In the early 1990s, as political pluralism was returning to Kenya, violence broke out in Nyanza, Western and Rift Valley provinces. At one point, hundreds of thousands of Kenyans were displaced as our elites arm-wrestled for power. I travelled to Laikipia and then to Burnt Forest and was aghast at the state of the internally displaced that had been forced from their homes by the violence. Together with Dr David Ndii and Mutahi Ngunyi we launched the “Kenyans in Need” appeal. The then chief editor of the Daily Nation, Wangethi Mwangi, gave us free advertising space to mobilise resources for the displaced – especially those in Ol Kalou who had been evicted from Ng’arua in Laikipia. The late Archbishop Nicodemus Kirima of the Archdiocese of Nyeri agreed to use the relief infrastructure of Catholic Church to distribute any donations that came our way. Laikipia fell under Kirima’s remit.

The response to the appeal was surprising in its scale. People donated second-hand clothes, books, shoes and cash to the appeal. We received around KSh1 million worth of donations over the following months. We delivered the first batch directly to the philosophical Archbishop Kirima at his official residence in Nyeri, unique because of its specially built library full of the books he clearly loved. Our biggest and most consistent donor throughout the entire enterprise was Charles Njonjo. He was not keen to have his name mentioned but we would sit at his home drinking tea and reflecting on the political situation in the country.
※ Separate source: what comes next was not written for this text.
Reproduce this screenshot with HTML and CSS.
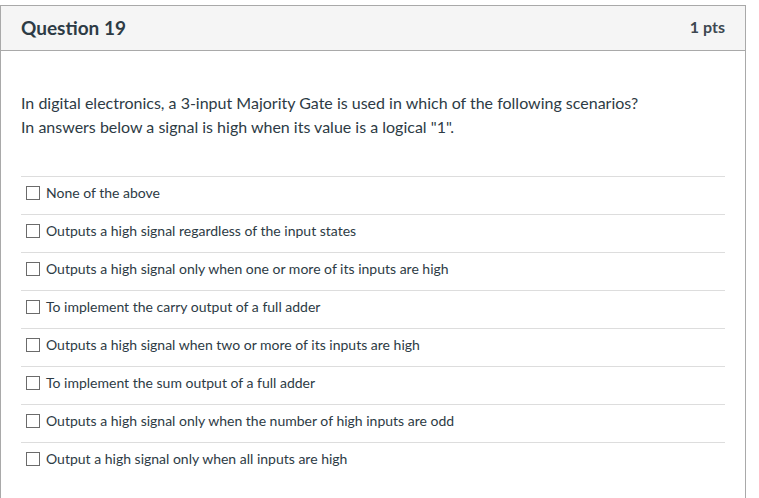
FILE: index.html
```
<!DOCTYPE html>
<html>
  <head>
    <title>Question 19</title>
    <link rel="stylesheet" href="styles.css">
  </head>
  <body>
    <div class="question">
      <div class="question-header">
        <span class="question-title">Question 19</span>
        <span class="question-points">1 pts</span>
      </div>
      <div class="question-body">
        <div class="question-text">
          In digital electronics, a 3-input Majority Gate is used in which of the following scenarios?<br>
          In answers below a signal is high when its value is a logical "1".
        </div>
        <div class="answers">
          <label class="answer"><input type="checkbox"> None of the above</label>
          <label class="answer"><input type="checkbox"> Outputs a high signal regardless of the input states</label>
          <label class="answer"><input type="checkbox"> Outputs a high signal only when one or more of its inputs are high</label>
          <label class="answer"><input type="checkbox"> To implement the carry output of a full adder</label>
          <label class="answer"><input type="checkbox"> Outputs a high signal when two or more of its inputs are high</label>
          <label class="answer"><input type="checkbox"> To implement the sum output of a full adder</label>
          <label class="answer"><input type="checkbox"> Outputs a high signal only when the number of high inputs are odd</label>
          <label class="answer"><input type="checkbox"> Output a high signal only when all inputs are high</label>
        </div>
      </div>
    </div>
  </body>
</html>
```
FILE: styles.css
```
body {
  font-family: Lato, "Open Sans", sans-serif;
  color: #2d3b45;
  margin: 0;
  padding: 5px 0 0 0;
  background: #fff;
}
.question {
  width: 746px;
  box-sizing: border-box;
  border: 1px solid #a9a9a9;
  border-bottom: none;
}
.question-header {
  display: flex;
  justify-content: space-between;
  align-items: center;
  height: 42px;
  padding: 0 20px 2px 20px;
  background-color: #f5f5f5;
  border-bottom: 1px solid #a9a9a9;
}
.question-title {
  font-size: 19px;
  font-weight: bold;
}
.question-points {
  font-size: 16px;
  font-weight: bold;
  color: #3d4850;
  padding-bottom: 2px;
}
.question-body {
  padding: 40px 20px 20px 20px;
}
.question-text {
  font-size: 16px;
  line-height: 24px;
  margin-bottom: 37px;
}
.answers {
  display: flex;
  flex-direction: column;
}
.answer {
  display: flex;
  align-items: center;
  font-size: 14px;
  line-height: 20px;
  padding: 6px 0 11px 0;
  border-top: 1px solid #dddddd;
}
.answer input[type="checkbox"] {
  appearance: none;
  width: 14px;
  height: 14px;
  margin: 0 6px 0 5px;
  border: 1px solid #6b6b6b;
  background: #fff;
  box-sizing: border-box;
}
```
When I joined government in 2003, Njonjo remained one of my steadfast providers of moral support. When news broke that I had been moved from the Office of the President to the Ministry of Justice, the first call I received was from Charles Njonjo. “You’re going to resign immediately, aren’t you?” he asked in his typically direct way. In the end, I didn’t. I sometimes wistfully recall his advice at the time. We kept in close touch.

When my situation in the Kibaki government went belly up in 2005 – as he had predicted to me many times – and I found myself in exile, Charles Njonjo became an even more steadfast friend. He stayed in touch and whenever he called, he would always enquire about my personal circumstances. He was a most interesting person in that way, loyal to his friends to a fault. Once you were his friend, he stood by you no matter how atrocious the circumstances. He would call to tell me he was coming to London and we would spend the day together simply walking the city, chatting and drinking tea. Back home I found out he was in constant touch with my family, offering moral and any other kind of support that might be needed.

When I returned from exile, one of the very first people to invite me for tea and a catch-up was Charles Njonjo and we took up from where we had left off in 2005. His observations on politics and about certain politicians were often wryly hilarious. His capacity to read people accurately was something I learnt. We would sit in his Westlands office and I would seek his opinion on this or that political interlocutor and in typical fashion he was always direct – “solid fellow”; “believe only half so-and-so says”; “take that one seriously”, etc. He was particularly dismissive of ethnic chauvinists and insisted that they held Kenya back in fundamental ways.

Charles Njonjo and I kept our friendship quiet. In part, this was because some of his diehard enemies were also my very good friends – the late legal giant Achhroo Ram Kapila SC among others. So, we didn’t discuss his enemies; he advised me on mine. Much will be written about Charles Njonjo and even though there was much we totally disagreed on politically, the Njonjo I knew since I was a teenager was a man of his word. He was a dear friend in ways I have never been able to share. There is not a personal problem that I raised with Charles Njonjo that he didn’t immediately seek to solve in his no-nonsense style. Njonjo could be a very funny man, full of jokes and insightful observations without a taint of bitterness. To me he was funniest when he joked in Gikuyu, which some people thought he couldn’t speak.

As I have said, much will be said and a lot will be written about Charles Njonjo. The Charles Njonjo I knew was a steadfast friend and a man of his word. I have lost a dear friend and wish his family succour as they mourn him at this time.